Zukünftig fehlen aber die konkreten technischen Beschreibungen, die viele zum Betrug geeignete
Vorbereitungen verhindern helfen. Deshalb können diese Messanlagen dann auch nicht so
problemlos wie bisher von Eichbeamten beanstandet werden. Dann würde nur noch das
Erwischen in Flagranti beim Betrug eine Handhabe zur Ahndung liefern. Das bisherige
System der zufälligen Straßenkontrollen verliert somit einen großen Teil seiner Wirksamkeit,
wenn im Einzelfall zunächst eine europäische Klärung und Abstimmung über die
Vorhersehbarkeit einer technischen Bauform zur Messwertverfälschung geführt werden muss.
Was das für die Branche und für die Verbraucher bedeutet, liegt auf der Hand. Fachleute
wissen, dass mit entsprechenden Manipulationen bei Heizöl leicht circa fünf bis zehn Prozent der
Liefermenge unterschlagen werden kann, ohne dass der Kunde dies bemerkt oder gar nachweisen
kann.

Der Verbraucherzentrale Bundesverband ruft inzwischen das Bundeswirtschaftsministerium zu
einer eingehenden Untersuchung der Folgen des neuen europäischen Eichrechts auf. "Als
Müllermeister wird Michael Glos genau wissen, dass korrektes Wiegen und Messen die Basis
für jede wettbewerbsorientierte Wirtschaft ist", sagte vzbv-Chefin Edda Müller. "Es macht mich
fassungslos, mit welcher Nonchalance jahrzehntelang bewährte Eichregeln zum Inbegriff der
Bürokratie umgedeutet werden."

Außerdem unterläuft diese Entwicklung die ernsthaften Bemühungen der redlichen
Mineralölhändler durch eigene Maßnahmen den erheblichen Wettbewerbsdruck durch einige
Schwarze Schafe wirksam zu bekämpfen. "

Die unterzeichneten Abgeordneten richten daher an den Bundesminister für Wirtschaft und
Arbeit nachstehende

Anfrage:

1.    Wie beurteilen Sie sie Darstellung des Eichamts Nordrhein-Westfalen hinsichtlich
manipulierter Messanlagen auf Tankwägen (s. Einleitungstext)? Teilen Sie diese
Einschätzung?

Wird dadurch Heizölbetrug erleichtert und werden behördliche Maßnahmen der
Eichbehörden erschwert?

2.             Bedeutet die Antwort in der zit. AB, dass von den Eichämtern in Österreich Messanlagen in
der Vergangenheit nicht nach den Bestimmungen der Physikalisch-Technischen
Bundesanstalt (PTB) kontrolliert wurde?

3.             Wenn ja, nach welchen Kriterien bzw. Bestimmungen wurde dann in Österreich Messanlagen
(z.B. bei Tankwägen) geprüft?

4.      Bleiben Sie daher bei den Antworten (AB vom 08.03.2005) zu den in der Anfrage (3819/J)
gestellten Fragen:

4.1 .Wann und wie wird in Österreich die zit. Europäische Messgeräterichtlinie umgesetzt?

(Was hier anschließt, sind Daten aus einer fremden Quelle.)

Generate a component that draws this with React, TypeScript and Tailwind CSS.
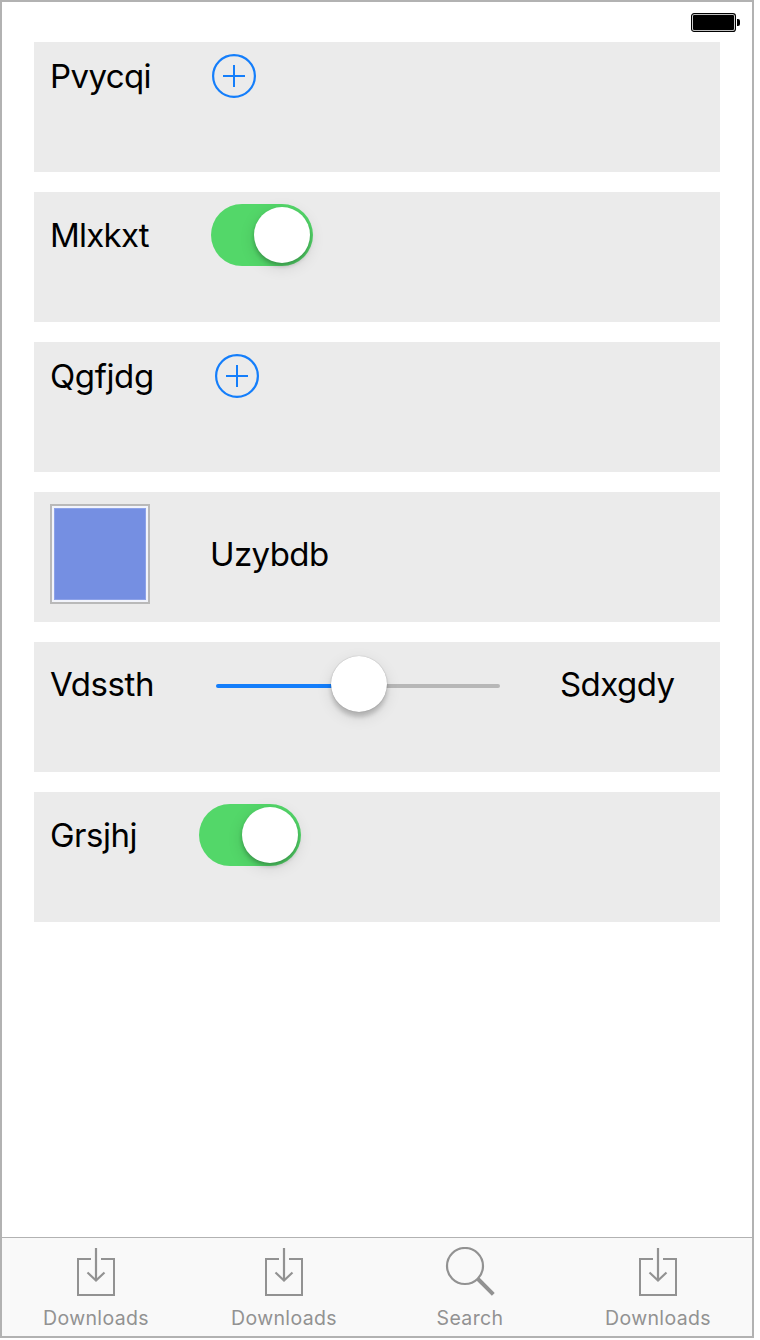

4.2.Was soll sich konkret gegenüber der geltenden Rechtslage ändern?

4.3.Welche Toleranzen sind derzeit in Österreich bei der Abgabe von Heizöl eichrechtlich

zulässig?
4.4.Wie werden diese Toleranzen berechnet und wie sieht dies konkret bei der Lieferung bzw.

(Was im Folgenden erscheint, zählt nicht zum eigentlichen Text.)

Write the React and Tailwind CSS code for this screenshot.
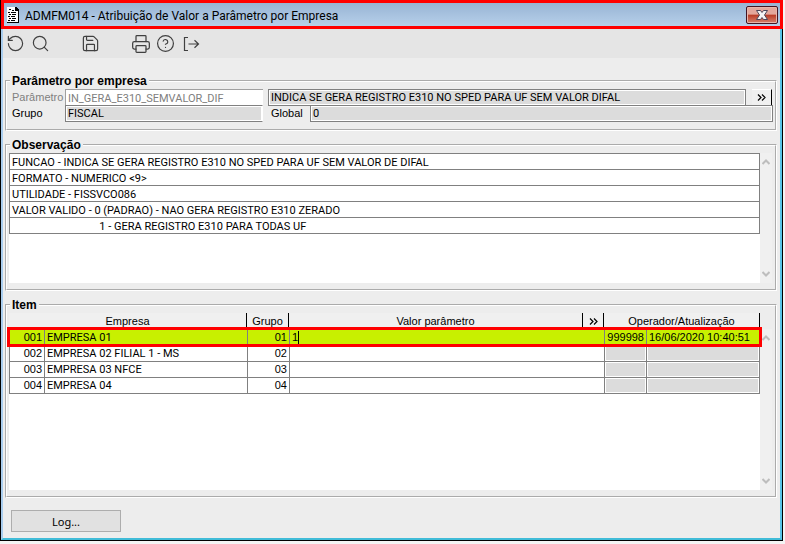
import { RotateCcw, Search, Save, Printer, CircleHelp } from "lucide-react";

const notes = [
  "FUNCAO - INDICA SE GERA REGISTRO E310 NO SPED PARA UF SEM VALOR DE DIFAL",
  "FORMATO - NUMERICO <9>",
  "UTILIDADE - FISSVCO086",
  "VALOR VALIDO - 0 (PADRAO) - NAO GERA REGISTRO E310 ZERADO",
  "                                1 - GERA REGISTRO E310 PARA TODAS UF",
];

const items = [
  {
    code: "001",
    name: "EMPRESA 01",
    group: "01",
    value: "1",
    operator: "999998",
    updated: "16/06/2020 10:40:51",
    selected: true,
  },
  { code: "002", name: "EMPRESA 02 FILIAL 1 - MS", group: "02" },
  { code: "003", name: "EMPRESA 03 NFCE", group: "03" },
  { code: "004", name: "EMPRESA 04", group: "04" },
];

function DocIcon() {
  return (
    <svg width="14" height="16" viewBox="0 0 14 16" shapeRendering="crispEdges">
      <path d="M0 0h9l3 3v13H0z" fill="#fff" />
      <path d="M9 0h1v1h1v1h1v14H0v-1h11V4H8V0z" fill="#000" />
      <path d="M2 2h2v1H2zM5 3h2v1H5zM1 5h2v1H1zM4 5h5v1H4zM2 7h2v1H2zM5 7h4v1H5zM1 9h2v1H1zM4 9h4v1H4zM2 11h2v1H2zM5 11h4v1H5zM1 13h2v1H1zM4 13h4v1H4z" fill="#000" />
    </svg>
  );
}

function CloseIcon() {
  return (
    <svg width="12" height="10" viewBox="0 0 12 10">
      <path
        d="M.5.500h4L6 2.500l1.500-2h4L8.500 5l3 4.500h-4L6 7.500l-1.500 2h-4l3-4.500z"
        fill="#f4f4f4"
        stroke="#4d4658"
        strokeWidth="1"
      />
    </svg>
  );
}

function ExitIcon() {
  return (
    <svg width="18" height="18" viewBox="0 0 18 18" fill="none" stroke="currentColor" strokeWidth="1.2">
      <path d="M6 2.500H2.500v13H6M6.500 9h10M12.500 5.200L16.500 9l-4 3.800" />
    </svg>
  );
}

function DoubleArrow() {
  return (
    <svg width="9" height="7" viewBox="0 0 9 7" fill="none" stroke="#000" strokeWidth="1.2">
      <path d="M1 .5l3 3-3 3M5 .5l3 3-3 3" />
    </svg>
  );
}

function Chevron({ down }) {
  return (
    <svg width="8" height="6" viewBox="0 0 8 6" fill="none" stroke="#bdbdbd" strokeWidth="2">
      <path d={down ? "M.5 1L4 4.500 7.500 1" : "M.5 5L4 1.500 7.500 5"} />
    </svg>
  );
}

function ToolButton({ label, children }) {
  return (
    <button aria-label={label} className="flex h-6 w-[25px] items-center justify-center">
      {children}
    </button>
  );
}

function ScrollBar({ className = "" }) {
  return (
    <div className={`flex w-3 flex-col items-center justify-between bg-[#f0f0f0] py-1.5 ${className}`}>
      <button aria-label="Rolar para cima">
        <Chevron />
      </button>
      <button aria-label="Rolar para baixo">
        <Chevron down />
      </button>
    </div>
  );
}

function Panel({ title, className, children }) {
  return (
    <fieldset className="min-w-0 border-2 border-white [border-style:groove]">
      <legend className="ml-[3px] h-4 px-0.5 text-[12px] leading-4 font-bold">{title}</legend>
      <div className={className}>{children}</div>
    </fieldset>
  );
}

const dataFont = "font-['Roboto',sans-serif]";
const readOnlyField =
  "h-[17px] min-w-0 border border-[#808080] bg-[#dcdcdc] px-0.5 font-['Roboto',sans-serif] text-[11px] shadow-[inset_0_0_0_1px_#fff] outline-none";
const headCell = "border-r border-black p-0 text-center font-normal";
const cell = "border-t border-l border-[#808080] px-0.5 py-0";

export default function App() {
  return (
    <div className="flex min-h-screen flex-col bg-[#f4f4f4] pr-0.5 pb-[3px] font-['Liberation_Sans',Arial,sans-serif] text-[11px] leading-[15px] text-black">
      <div className="flex flex-1 flex-col border-x border-b border-black">
        <header className="-mr-px flex h-[29px] items-center border-[3px] border-[#ff0000] bg-linear-to-b from-[#98b4d4] to-[#b7d0ea] pr-0.5 pl-[3px]">
          <DocIcon />
          <h1 className="ml-1 flex-1 pt-0.5 font-['Roboto',sans-serif] text-[12px] leading-4">
            ADMFM014 - Atribuição de Valor a Parâmetro por Empresa
          </h1>
          <button
            aria-label="Fechar"
            className="flex h-[18px] w-8 items-center justify-center rounded-xs border border-[#431422] bg-linear-to-b from-[#e3a79c] from-45% via-[#b93a24] via-50% to-[#d5806c] shadow-[inset_0_0_0_1px_#e9b5aa]"
          >
            <CloseIcon />
          </button>
        </header>

        <div className="flex flex-1 flex-col border-x-2 border-t-0 border-b-2 border-[#a9cdee] border-r-[#58c4e8] border-b-[#41bcd8] bg-[#ededed]">
          <nav className="flex h-[29px] items-center bg-[#e5e5e5] text-[#404040]">
            <ToolButton label="Desfazer">
              <RotateCcw size={19} strokeWidth={1.5} />
            </ToolButton>
            <ToolButton label="Pesquisar">
              <Search size={19} strokeWidth={1.5} />
            </ToolButton>
            <span className="w-[25px]" />
            <ToolButton label="Salvar">
              <Save size={19} strokeWidth={1.5} />
            </ToolButton>
            <span className="w-[25px]" />
            <ToolButton label="Imprimir">
              <Printer size={20} strokeWidth={1.5} />
            </ToolButton>
            <ToolButton label="Ajuda">
              <CircleHelp size={19} strokeWidth={1.5} />
            </ToolButton>
            <ToolButton label="Sair">
              <ExitIcon />
            </ToolButton>
          </nav>

          <main className="flex flex-1 flex-col gap-1.5 pt-[15px] pr-[3px] pb-[5px] pl-0.5">
            <Panel title="Parâmetro por empresa" className="pr-0.5 pb-[7px] pl-[5px]">
              <div className="flex">
                <label htmlFor="param" className="w-[53px] leading-[17px] text-[#808080]">
                  Parâmetro
                </label>
                <input
                  id="param"
                  readOnly
                  defaultValue="IN_GERA_E310_SEMVALOR_DIF"
                  className={`h-[17px] w-[198px] border-t border-l border-[#a0a0a0] bg-white px-0.5 text-[11px] text-[#808080] outline-none ${dataFont}`}
                />
                <input
                  aria-label="Descrição do parâmetro"
                  readOnly
                  defaultValue="INDICA SE GERA REGISTRO E310 NO SPED PARA UF SEM VALOR DIFAL"
                  className={`${readOnlyField} ml-[5px] flex-1`}
                />
                <button
                  aria-label="Detalhes do parâmetro"
                  className="mr-px ml-1.5 flex h-4 w-5 items-center justify-center border-t border-r border-t-white border-r-black bg-[#f0f0f0]"
                >
                  <DoubleArrow />
                </button>
              </div>
              <div className="-mt-px flex">
                <label htmlFor="grupo" className="w-[53px] leading-[17px]">
                  Grupo
                </label>
                <input
                  id="grupo"
                  readOnly
                  defaultValue="FISCAL"
                  className={`${readOnlyField} w-[198px] border-r-white`}
                />
                <label htmlFor="global" className="ml-2 w-[39px] leading-[17px]">
                  Global
                </label>
                <input id="global" readOnly defaultValue="0" className={`${readOnlyField} flex-1`} />
              </div>
            </Panel>

            <Panel title="Observação" className="pr-[3px] pb-1.5 pl-0.5">
              <div className="flex h-[130px]">
                <div className="flex-1 bg-white">
                  <ul className={`border-r border-b border-l border-[#808080] ${dataFont}`}>
                    {notes.map((note) => (
                      <li key={note} className="h-4 border-t border-[#808080] px-0.5 leading-[17px] whitespace-pre">
                        {note}
                      </li>
                    ))}
                  </ul>
                </div>
                <ScrollBar />
              </div>
            </Panel>

            <Panel title="Item" className="pr-[3px] pb-1.5 pl-0.5">
              <div className="flex h-[177px]">
                <div className="flex-1 bg-white">
                  <table className="w-full table-fixed border-separate border-spacing-0">
                    <colgroup>
                      <col className="w-[35px]" />
                      <col className="w-[203px]" />
                      <col className="w-[42px]" />
                      <col />
                      <col className="w-[21px]" />
                      <col className="w-[42px]" />
                      <col className="w-[114px]" />
                    </colgroup>
                    <thead>
                      <tr className="h-4 bg-[#f0f0f0] leading-4">
                        <th colSpan={2} className={headCell}>Empresa</th>
                        <th className={headCell}>Grupo</th>
                        <th className={headCell}>Valor parâmetro</th>
                        <th className={headCell}>
                          <button aria-label="Detalhes do valor" className="block w-full">
                            <span className="flex justify-center">
                              <DoubleArrow />
                            </span>
                          </button>
                        </th>
                        <th colSpan={2} className={headCell}>Operador/Atualização</th>
                      </tr>
                    </thead>
                    <tbody className="[&>tr:last-child>td]:border-b">
                      {items.map((item) => {
                        const audit = item.selected ? "" : "bg-[#dcdcdc] shadow-[inset_0_0_0_1px_#fff]";
                        return (
                          <tr
                            key={item.code}
                            className={
                              item.selected
                                ? "relative h-4 bg-[#c8f000] outline-[3px] -outline-offset-1 outline-[#ff0000]"
                                : "h-4"
                            }
                          >
                            <td className={`${cell} text-right`}>{item.code}</td>
                            <td className={`${cell} ${dataFont}`}>{item.name}</td>
                            <td className={`${cell} text-right`}>{item.group}</td>
                            <td colSpan={2} className={cell}>
                              <input
                                aria-label={`Valor parâmetro ${item.name}`}
                                defaultValue={item.value}
                                className={
                                  item.selected
                                    ? "block h-[13px] border-r border-black outline-none [field-sizing:content]"
                                    : "block h-[13px] w-full outline-none"
                                }
                              />
                            </td>
                            <td className={`${cell} text-right ${audit}`}>{item.operator}</td>
                            <td className={`${cell} border-r ${audit}`}>{item.updated}</td>
                          </tr>
                        );
                      })}
                    </tbody>
                  </table>
                </div>
                <ScrollBar className="mt-4" />
              </div>
            </Panel>

            <button className="mt-1.5 ml-1.5 h-[22px] w-[110px] border border-[#adadad] bg-[#e1e1e1] font-['Noto_Sans',sans-serif]">
              Log...
            </button>
          </main>
        </div>
      </div>
    </div>
  );
}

Abgabe von 3.000 l Heizöl für ein Zweifamilienhaus aus?
4.5.Welche Toleranzen sind derzeit in Österreich bei der Abgabe von Treibstoff (Benzin) an

den Tankstellen eichrechtlich zulässig?
4.6.Wie werden diese Toleranzen berechnet und wie sieht dies konkret bei der Abgabe von

100 l Treibstoff (Benzin) durch Tankstellen aus?

5.         Wenn nein, was hat sich an ihrer Einschätzung geändert?

6.         Wie beurteilen Sie den Kontrollstandard nach der EU-Messgeräterichtlinie? Welche Regeln
gelten nach Inkrafttreten der EU-Messgeräterichtlinie (2004/22/EG)?

7.         Wie wurden die Anforderungen der EU-Messgeräterichtlinie europaweit durch OIML-
Regelungen konkretisiert? Welche gibt es?

8.         Ist es richtig, dass es mit der Einführung der EU-Messgeräterichtlinie keine europaweit
gültigen konkretisierten Normen gibt?

9.         Wenn ja, was werden Sie unternehmen, um effektive Kontrollen der Eichbehörden
abzusichern?

 

10.    Welche Normen und normativen Dokumente, die der EU-Messgeräterichtlinie entsprechen
existieren bereits in der EU?

11.    Welche Normen müssen erst für bestimmte Bereiche erarbeitet bzw. angepasst werden?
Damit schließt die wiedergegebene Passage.